Digital PCR has been developed for the detection of allelic ratio skewing in nucleic acid samples (Chang, H W et al. 2002 J Natl Cancer Inst 94, 1697-1703). Clinically, it has been shown to be useful for the detection of loss of heterozygosity (LOH) in tumor DNA samples (Zhou, W. et al. 2002 Lancet 359, 219-225). For the analysis of digital PCR results, sequential probability ratio testing (SPRT) has been adopted by previous studies to classify the experimental results as being suggestive of the presence of LOH in a sample or not (El Karoui at al. 2006 Stat Med 25, 3124-3133). In methods used in the previous studies, the cutoff value to determine LOH used a fixed reference ratio of the two alleles in the DNA of 2/3. As the amount, proportion, and concentration of fetal nucleic acids in maternal plasma are variable, these methods are not suitable for detecting trisomy 21 using fetal nucleic acids in a background of maternal nucleic acids in maternal plasma.

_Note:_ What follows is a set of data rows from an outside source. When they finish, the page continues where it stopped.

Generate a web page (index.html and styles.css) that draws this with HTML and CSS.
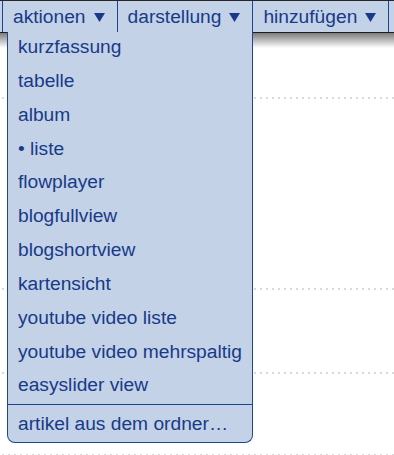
FILE: index.html
```html
<!DOCTYPE html>
<html>
<head>
<meta charset="utf-8">
<link rel="stylesheet" href="styles.css">
</head>
<body>
<div class="page">
  <nav class="bar">
    <div class="tab">aktionen<svg class="arrow" width="11" height="9" viewBox="0 0 11 9"><polygon points="0,0 11,0 5.5,9"/></svg></div>
    <div class="tab">darstellung<svg class="arrow" width="11" height="9" viewBox="0 0 11 9"><polygon points="0,0 11,0 5.5,9"/></svg></div>
    <div class="tab tab-last">hinzufügen<svg class="arrow" width="11" height="9" viewBox="0 0 11 9"><polygon points="0,0 11,0 5.5,9"/></svg></div>
  </nav>
  <div class="shadow"></div>
  <div class="content">
    <div class="row row-1"></div>
    <div class="rule"></div>
    <div class="row row-2"></div>
    <div class="rule"></div>
    <div class="row row-3"></div>
    <div class="rule"></div>
    <div class="row row-4"></div>
    <div class="rule"></div>
  </div>
  <ul class="menu">
    <li class="item">kurzfassung</li>
    <li class="item">tabelle</li>
    <li class="item">album</li>
    <li class="item">• liste</li>
    <li class="item">flowplayer</li>
    <li class="item">blogfullview</li>
    <li class="item">blogshortview</li>
    <li class="item">kartensicht</li>
    <li class="item">youtube video liste</li>
    <li class="item">youtube video mehrspaltig</li>
    <li class="item">easyslider view</li>
    <li class="item item-sep">artikel aus dem ordner…</li>
  </ul>
</div>
</body>
</html>
```

FILE: styles.css
```css
html, body {
  margin: 0;
  padding: 0;
  background: #ffffff;
}

.page {
  position: relative;
  width: 394px;
  height: 455px;
  overflow: hidden;
  font-family: "Liberation Sans", Arial, sans-serif;
  font-size: 19.2px;
  color: #183a88;
}

.bar {
  display: flex;
  height: 31px;
  border-top: 1px solid #262626;
  background: #c3d2e7;
  padding-left: 2px;
}

.tab {
  display: flex;
  align-items: center;
  gap: 8px;
  line-height: 31px;
  padding: 0 12px 0 10px;
  border-left: 1px solid #1d4596;
  white-space: nowrap;
}

.tab-last {
  border-right: 1px solid #1d4596;
}

.arrow {
  fill: #183a88;
  margin-top: 1px;
}

.shadow {
  height: 15px;
  border-top: 1px solid #1e1e1e;
  background: linear-gradient(#7c7c7c, #ffffff);
}

.content {
  display: flex;
  flex-direction: column;
}

.row-1 { height: 49px; }
.row-2 { height: 189px; }
.row-3 { height: 82px; }
.row-4 { height: 80px; }

.rule {
  height: 2px;
  background: repeating-linear-gradient(90deg, #d9d9d9 0 2px, transparent 2px 6px);
  background-position: 2px 0;
}

.menu {
  position: absolute;
  left: 7px;
  top: 32px;
  width: 246px;
  box-sizing: border-box;
  margin: 0;
  padding: 0;
  list-style: none;
  background: #c3d2e7;
  border: 1px solid #1d4596;
  border-top: none;
  border-radius: 0 0 8px 8px;
}

.item {
  line-height: 29px;
  padding: 0 0 4.85px 10px;
  white-space: nowrap;
}

.item-sep {
  border-top: 1px solid #1d4596;
  padding-top: 3.5px;
  padding-bottom: 4.5px;
}
```
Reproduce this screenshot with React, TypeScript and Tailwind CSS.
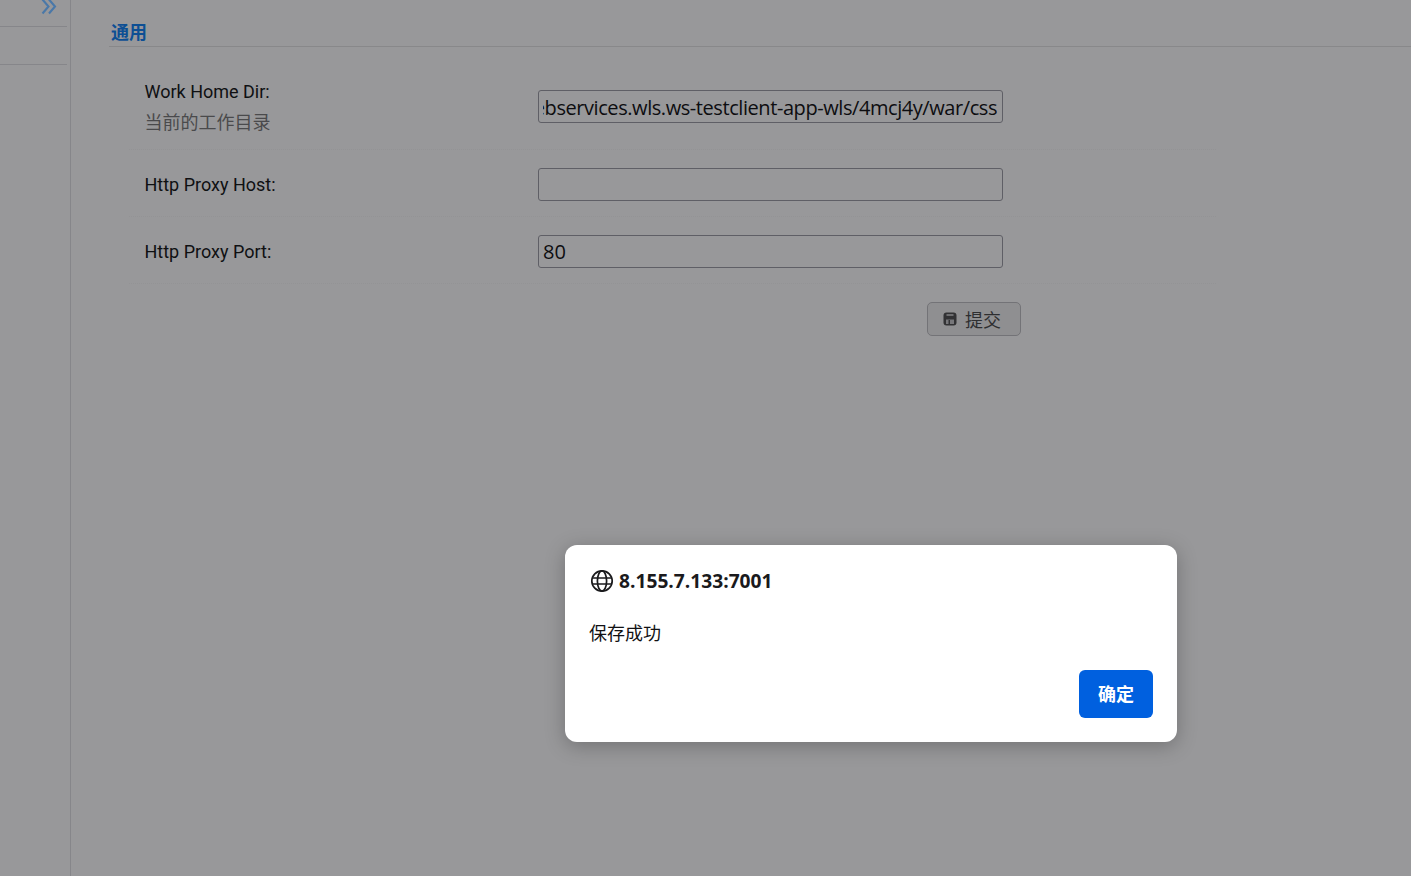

It is desirable to have a noninvasive test for fetal trisomy 21 (and other imbalances) detection based on circulating fetal nucleic acid analysis, especially one that is independent of the use of genetic polymorphisms and/or of fetal-specific markers. It is also desirable to have accurate determination of cutoff values and counting of sequences, which can reduce the number of wells of data and/or the amount of maternal plasma nucleic acid molecules necessary for accuracy, thus providing increased efficiency and cost-effectiveness. It is also desirable that noninvasive tests have high sensitivity and specificity to minimize false diagnoses.
Another application for fetal DNA detection in maternal plasma is for the prenatal diagnosis of single gene disorders such as beta-thalassemia. However, as fetal DNA only constitutes a minor fraction of DNA in maternal plasma, it is thought that this approach can only detect a mutation that a fetus has inherited from its father, but which is absent from the mother. Examples of this include the 4 bp deletion in codon 41/42 of the beta-globin gene causing beta-thalassemia (Chiu R W K et al. 2002 Lancet, 360, 998-1000) and the Q890X mutation of the cystic fibrosis transmembrance conductance regulator gene causing cystic fibrosis (Gonzalez-Gonzalez et al 2002 Prenat Diagn, 22, 946-8). However, as both beta-thalassemia and cystic fibrosis are autosomal recessive conditions, in which the fetus would need to inherit a mutation from each parent before the disease would manifest itself, the detection of merely the paternally-inherited mutation would only increase the risk of having the fetus having the disease from 25% to 50%. Diagnostically this is not ideal. Thus, the main diagnostic application of the existing approach would be for the scenario when no paternally-inherited fetal mutation can be detected in maternal plasma, when the fetus can then be excluded from having the homozygous disease state. However, diagnostically, this approach has the disadvantage that the conclusion is made based on the negative detection of the paternal mutation. Thus, an approach which would allow the complete fetal genotype (be it homozygous normal, homozygous mutant, or heterozygous) to be determined from maternal plasma, without the above limitation, would be very desirable.